Chalmers Conferences, 9th European Conference on Mathematical and Theoretical Biology

Emergence of diversity-stability-productivity relationships in a generic multi-species resource competition framework
Stephen Catterall, Glenn Marion

Last modified: 2014-03-28

Abstract


The relationships between diversity, stability and productivity have been the subject of intense debate in the ecological literature for at least the last half century. The contemporary focus on biodiversity and ecosystem functioning has emphasised the role of diversity in controlling the productivity and stability of communities e.g. species assembly experiments and related theoretical studies have shown a positive correlation between diversity and both productivity and stability. On the other hand earlier work emphasised the impact of factors such as productivity and disturbance on diversity. For example, the hump-backed model asserts that diversity is highest at intermediate levels of productivity whilst the intermediate disturbance hypothesis (IDH) holds that local diversity is promoted by low levels of disturbance but reduced at high levels. More recently there has been (renewed) recognition that all three factors are interdependent and are determined by the local co-evolution of species assemblages in different settings.

 

Here we present a generic model of resource competition and co-adaptation between species in a local community in which species compete for a single resource and a fluctuating environmental variable determines the relative competitive ranking of species.
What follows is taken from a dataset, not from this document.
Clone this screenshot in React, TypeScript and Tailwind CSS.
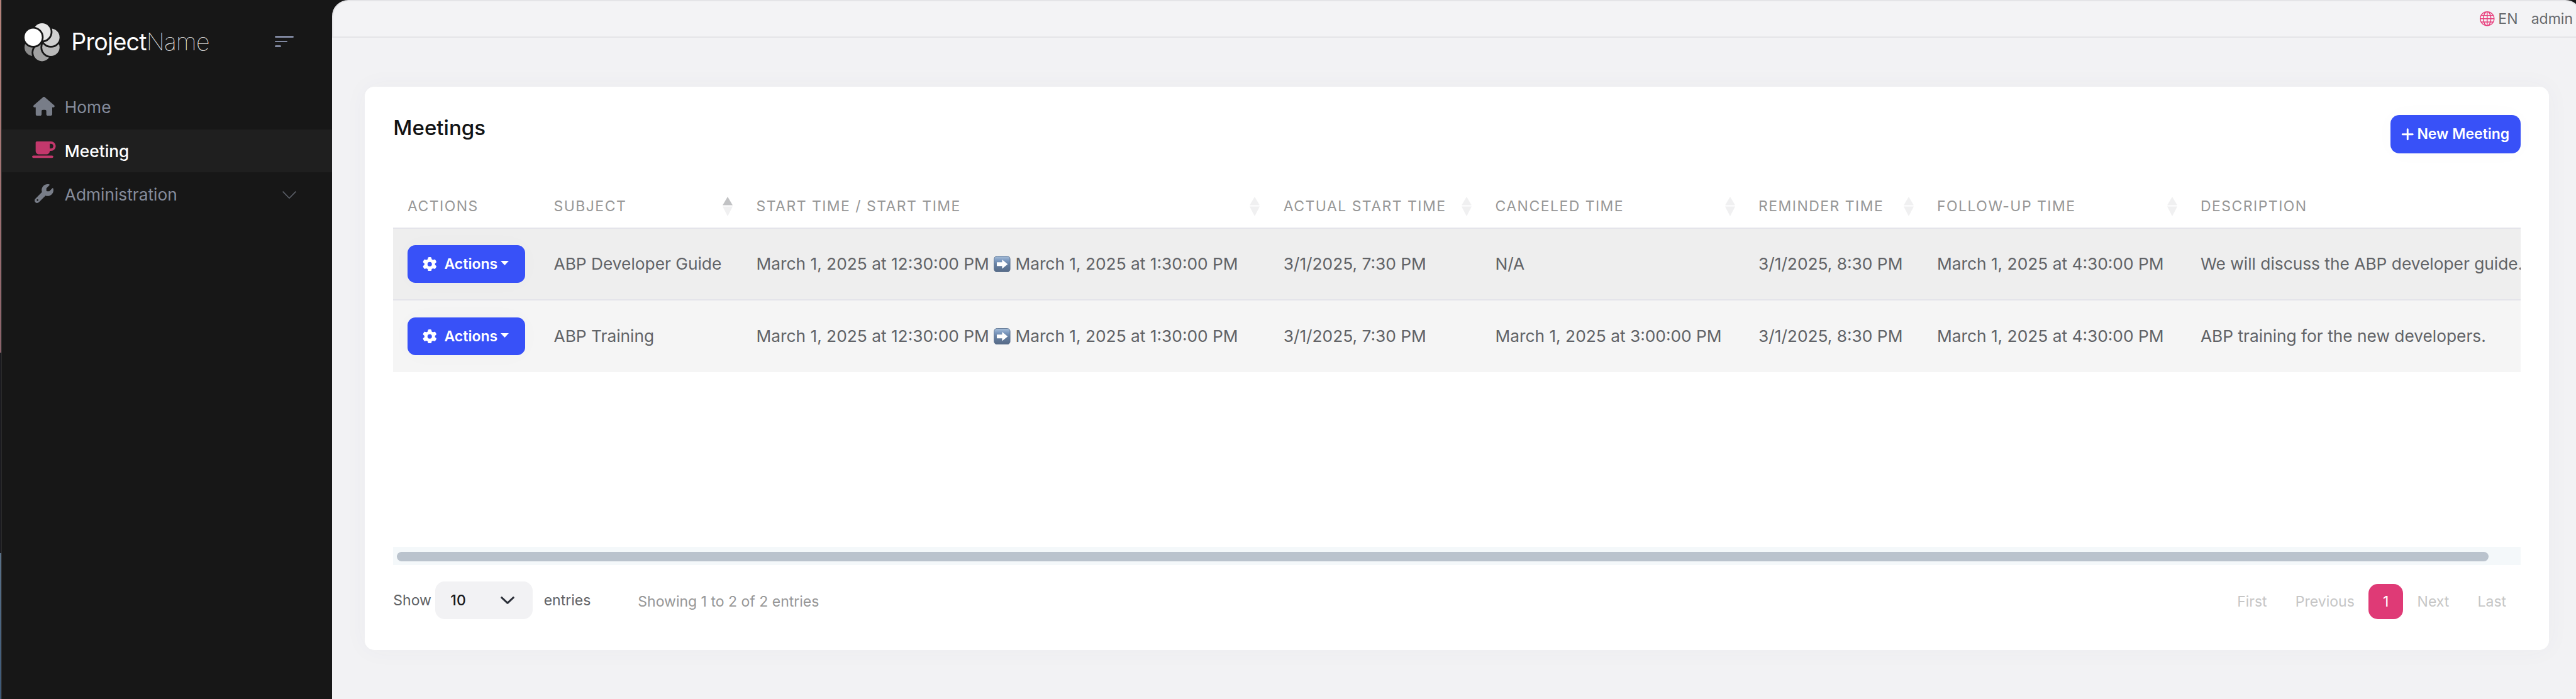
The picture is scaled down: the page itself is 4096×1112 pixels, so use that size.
import type { ReactNode } from "react";
import { FaGear, FaHouse, FaMugSaucer, FaPlus, FaWrench } from "react-icons/fa6";
import { BsGlobe } from "react-icons/bs";

type Meeting = {
  subject: string;
  start: string;
  end: string;
  actualStart: string;
  canceled: string;
  reminder: string;
  followUp: string;
  description: string;
};

const meetings: Meeting[] = [
  {
    subject: "ABP Developer Guide",
    start: "March 1, 2025 at 12:30:00 PM",
    end: "March 1, 2025 at 1:30:00 PM",
    actualStart: "3/1/2025, 7:30 PM",
    canceled: "N/A",
    reminder: "3/1/2025, 8:30 PM",
    followUp: "March 1, 2025 at 4:30:00 PM",
    description: "We will discuss the ABP developer guide.",
  },
  {
    subject: "ABP Training",
    start: "March 1, 2025 at 12:30:00 PM",
    end: "March 1, 2025 at 1:30:00 PM",
    actualStart: "3/1/2025, 7:30 PM",
    canceled: "March 1, 2025 at 3:00:00 PM",
    reminder: "3/1/2025, 8:30 PM",
    followUp: "March 1, 2025 at 4:30:00 PM",
    description: "ABP training for the new developers.",
  },
];

const columns: { label: string; sort?: "asc" | "none" }[] = [
  { label: "ACTIONS" },
  { label: "SUBJECT", sort: "asc" },
  { label: "START TIME / START TIME", sort: "none" },
  { label: "ACTUAL START TIME", sort: "none" },
  { label: "CANCELED TIME", sort: "none" },
  { label: "REMINDER TIME", sort: "none" },
  { label: "FOLLOW-UP TIME", sort: "none" },
  { label: "DESCRIPTION" },
];

const gridColumns = "grid grid-cols-[232.5px_322px_838.2px_336.8px_418.5px_284px_419px_600px]";

function Logo() {
  return (
    <svg viewBox="66 59 178 193" className="h-[60.4px] w-[55.7px] shrink-0">
      <g stroke="#171717" strokeWidth="18" className="[paint-order:stroke]">
        <circle cx="110" cy="181" r="44" fill="#8b8b8b" />
        <circle cx="155" cy="208" r="44" fill="#a1a1a1" />
        <circle cx="200" cy="181" r="44" fill="#b9b9b9" />
        <circle cx="200" cy="130" r="44" fill="#d0d0d0" />
        <circle cx="155" cy="103" r="44" fill="#e7e7e7" />
        <circle cx="110" cy="130" r="44" fill="#ffffff" />
      </g>
    </svg>
  );
}

function NavItem({ icon, label, active = false, expandable = false }: { icon: ReactNode; label: string; active?: boolean; expandable?: boolean }) {
  return (
    <a
      className={`flex h-[67.6px] items-center gap-[13.8px] pr-[57.5px] pl-[48px] text-[26.3px] ${
        active ? "bg-[#1f1f1f] font-medium text-white" : "text-[#858c9c]"
      }`}
    >
      <span className={`mb-1 flex w-[38px] justify-center ${active ? "text-[#c3386c]" : "text-[#787d88]"}`}>{icon}</span>
      <span>{label}</span>
      {expandable && (
        <svg viewBox="0 0 22 12" fill="none" stroke="#5b5f68" strokeWidth="1.6" className="ml-auto h-3 w-[22px]">
          <path d="M0.6 0.6 11 11.2 21.4 0.6" />
        </svg>
      )}
    </a>
  );
}

function Sidebar() {
  return (
    <aside className="flex w-[528px] shrink-0 bg-[#171717]">
      <div className="flex w-[2px] shrink-0 flex-col">
        <div className="h-[561px] bg-linear-to-b from-[#b5827a] to-[#8b636b]" />
        <div className="h-[319px] bg-[#1b1b20]" />
        <div className="flex-1 bg-linear-to-b from-[#5a7188] to-[#3d5877]" />
      </div>
      <div className="w-px shrink-0 bg-[#2b2b2b]" />
      <div className="flex-1">
        <div className="flex h-[135px] items-center pr-[61.5px] pl-[36.4px]">
          <Logo />
          <div className="ml-[18.2px] text-[37.6px] tracking-[-0.75px] text-white">
            Project<span className="font-thin">Name</span>
          </div>
          <div className="mb-[3px] ml-auto flex w-[29.5px] flex-col gap-[5px]">
            <div className="h-[2.6px] w-full rounded-full bg-[#8088a0]" />
            <div className="h-[2.6px] w-[19.5px] rounded-full bg-[#8088a0]" />
            <div className="h-[2.6px] w-[9.7px] rounded-full bg-[#8088a0]" />
          </div>
        </div>
        <nav className="flex flex-col gap-[1.9px] pt-[2px]">
          <NavItem icon={<FaHouse className="h-[30px] w-[33.8px]" />} label="Home" />
          <NavItem icon={<FaMugSaucer className="h-[30px] w-[37.6px]" />} label="Meeting" active />
          <NavItem icon={<FaWrench className="h-[30px] w-[30px]" />} label="Administration" expandable />
        </nav>
      </div>
    </aside>
  );
}

function TopBar() {
  return (
    <header className="-mr-[9px] flex h-[60px] shrink-0 items-center justify-end rounded-t-[26px] border-2 border-[#e4e4e7] bg-[#f3f3f5] pr-[12px] text-[23px] text-[#66686c]">
      <BsGlobe className="mr-[5.6px] h-[23.5px] w-[23.5px] text-[#e83e7c]" />
      <span className="mr-[21.2px]">EN</span>
      <span>admin</span>
    </header>
  );
}

function SortArrows({ active }: { active: boolean }) {
  return (
    <svg viewBox="0 0 16 31" className="h-[31px] w-4 shrink-0">
      <path d="M8 0 16 13.6H0Z" fill={active ? "#c1c2c4" : "#f0f0f1"} />
      <path d="M0 15.6H16L8 31Z" fill="#f0f0f1" />
    </svg>
  );
}

function ArrowBadge() {
  return (
    <svg viewBox="0 0 28 28" className="inline-block h-[26.3px] w-[26.8px] align-[-4px]">
      <defs>
        <linearGradient id="badge" x1="0" y1="0" x2="0" y2="1">
          <stop offset="0" stopColor="#a9c0da" />
          <stop offset="0.25" stopColor="#7f9cc2" />
          <stop offset="0.5" stopColor="#6680a3" />
          <stop offset="1" stopColor="#566a86" />
        </linearGradient>
      </defs>
      <rect x="0.5" y="0.5" width="27" height="27" rx="5" fill="url(#badge)" stroke="#5c7290" />
      <path d="M5 10.8h9V6.5L23.5 14.2 14 21.8v-4.4H5Z" fill="#fff" />
    </svg>
  );
}

function ActionsButton() {
  return (
    <button className="flex h-[60px] w-[187px] items-center rounded-[12.5px] bg-[#3851f8] pl-[24.5px] text-[23px] font-semibold text-white shadow-[0_0_38px_rgba(0,0,0,0.02)]">
      <FaGear className="mr-[11.5px] h-[22.5px] w-[22.5px]" />
      Actions
      <svg viewBox="0 0 13 7" className="mb-[3px] ml-[5px] h-[7px] w-[13px]">
        <path d="M0 0H13L6.5 7Z" fill="#fff" />
      </svg>
    </button>
  );
}

function MeetingRow({ meeting, hovered }: { meeting: Meeting; hovered: boolean }) {
  const cells: ReactNode[] = [
    <ActionsButton />,
    meeting.subject,
    <div>
      {meeting.start} <ArrowBadge /> {meeting.end}
    </div>,
    meeting.actualStart,
    meeting.canceled,
    meeting.reminder,
    meeting.followUp,
    meeting.description,
  ];
  return (
    <div
      className={`${gridColumns} items-center border-t-2 border-[#e4e4ea] text-[26.3px] text-[#616367] ${
        hovered ? "h-[114px] bg-[#eeeeee]" : "h-[115.5px] bg-[#f5f5f5]"
      }`}
    >
      {cells.map((cell, i) => (
        <div key={i} className="px-[22.7px]">{cell}</div>
      ))}
    </div>
  );
}

function MeetingsTable() {
  return (
    <div className="h-[575px] overflow-hidden whitespace-nowrap">
      <div className={`${gridColumns} h-[67px] items-center text-[23px] tracking-[1.46px] text-[#979797]`}>
        {columns.map(({ label, sort }) => (
          <div key={label} className="flex items-center justify-between pr-[14.5px] pl-[22.7px]">
            <span>{label}</span>
            {sort && <SortArrows active={sort === "asc"} />}
          </div>
        ))}
      </div>
      {meetings.map((m, i) => (
        <MeetingRow key={m.subject} meeting={m} hovered={i === 0} />
      ))}
    </div>
  );
}

function TableFooter() {
  return (
    <div className="flex items-center text-[23px] text-[#606265]">
      <span>Show</span>
      <div className="ml-[6px] flex h-[60px] w-[155px] items-center justify-between rounded-[15px] bg-[#f2f2f4] pr-[28.5px] pl-[24.5px] font-medium text-[#17181a]">
        10
        <svg viewBox="0 0 22 12" fill="none" stroke="#2b2f38" strokeWidth="3" strokeLinecap="round" strokeLinejoin="round" className="h-3 w-[22px]">
          <path d="M1.7 1.7 11 10.3 20.3 1.7" />
        </svg>
      </div>
      <span className="ml-[17.8px]">entries</span>
      <span className="mt-1 ml-[75px] text-[#979797]">Showing 1 to 2 of 2 entries</span>
      <div className="mt-1 ml-auto flex items-center text-[#c6c6c6]">
        <span className="px-[22.6px]">First</span>
        <span className="px-[22.6px]">Previous</span>
        <span className="flex h-[56px] w-[54.6px] items-center justify-center rounded-[15px] bg-[#df3a76] text-white">1</span>
        <span className="px-[22.6px]">Next</span>
        <span className="px-[22.6px]">Last</span>
      </div>
    </div>
  );
}

export default function App() {
  return (
    <div className="flex h-[1112px] w-[4096px] overflow-hidden bg-[#171717] font-['Inter',sans-serif] leading-normal">
      <Sidebar />
      <div className="flex min-w-0 flex-1 flex-col">
        <TopBar />
        <main className="flex-1 bg-[#f2f2f4] pt-[78px] pr-[43.3px] pl-[52.3px]">
          <section className="h-[896px] rounded-[15px] bg-white px-[45px] pt-[45px] shadow-[0_0_38px_rgba(73,70,139,0.04)]">
            <div className="mb-[51px] flex h-[61px] items-start justify-between">
              <h1 className="text-[33.1px] leading-[40px] font-medium text-[#121314]">Meetings</h1>
              <button className="flex h-[61px] w-[206.6px] items-center rounded-[14px] bg-[#3851f8] pl-[17px] text-[23px] font-semibold text-white shadow-[0_0_38px_rgba(0,0,0,0.02)]">
                <FaPlus className="mr-[4.8px] h-[23.4px] w-[20.5px]" />
                New Meeting
              </button>
            </div>
            <MeetingsTable />
            <div className="mb-[26px] h-[29px] bg-[#f4f8fa] pt-[8px] pr-[51px] pl-[5.5px]">
              <div className="h-[15px] rounded-full bg-[#bac3cd]" />
            </div>
            <TableFooter />
          </section>
        </main>
      </div>
    </div>
  );
}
Coexistence of species is therefore possible via temporal resource partitioning, but in the model this is mediated by the competing effects of stochastic extinction and the immigration of novel phenotypes from a regional species pool. The model is simulated in environments with varying levels of autocorrelation/variability, but with the resource supply rate held constant. Aggregating these simulations builds a picture of diversity-stability-productivity relationships that might be observed in a region with a given level of resource supply, but local variation in the properties of the environmental variable. These relationships broadly agree with the IDH and hump-backed models. In contrast when we vary resource levels (indicative of regional/large-scale gradients) we typically find increasing diversity-stability, diversity-productivity relationships. Finally, by turning off the immigration component, the model is used to study species assembly scenarios with results confirming the positive impact of diversity on stability and productivity.

 

Our results suggest that many of the documented relationships between diversity, productivity and stability can be viewed as different facets of a fundamental competition for resources.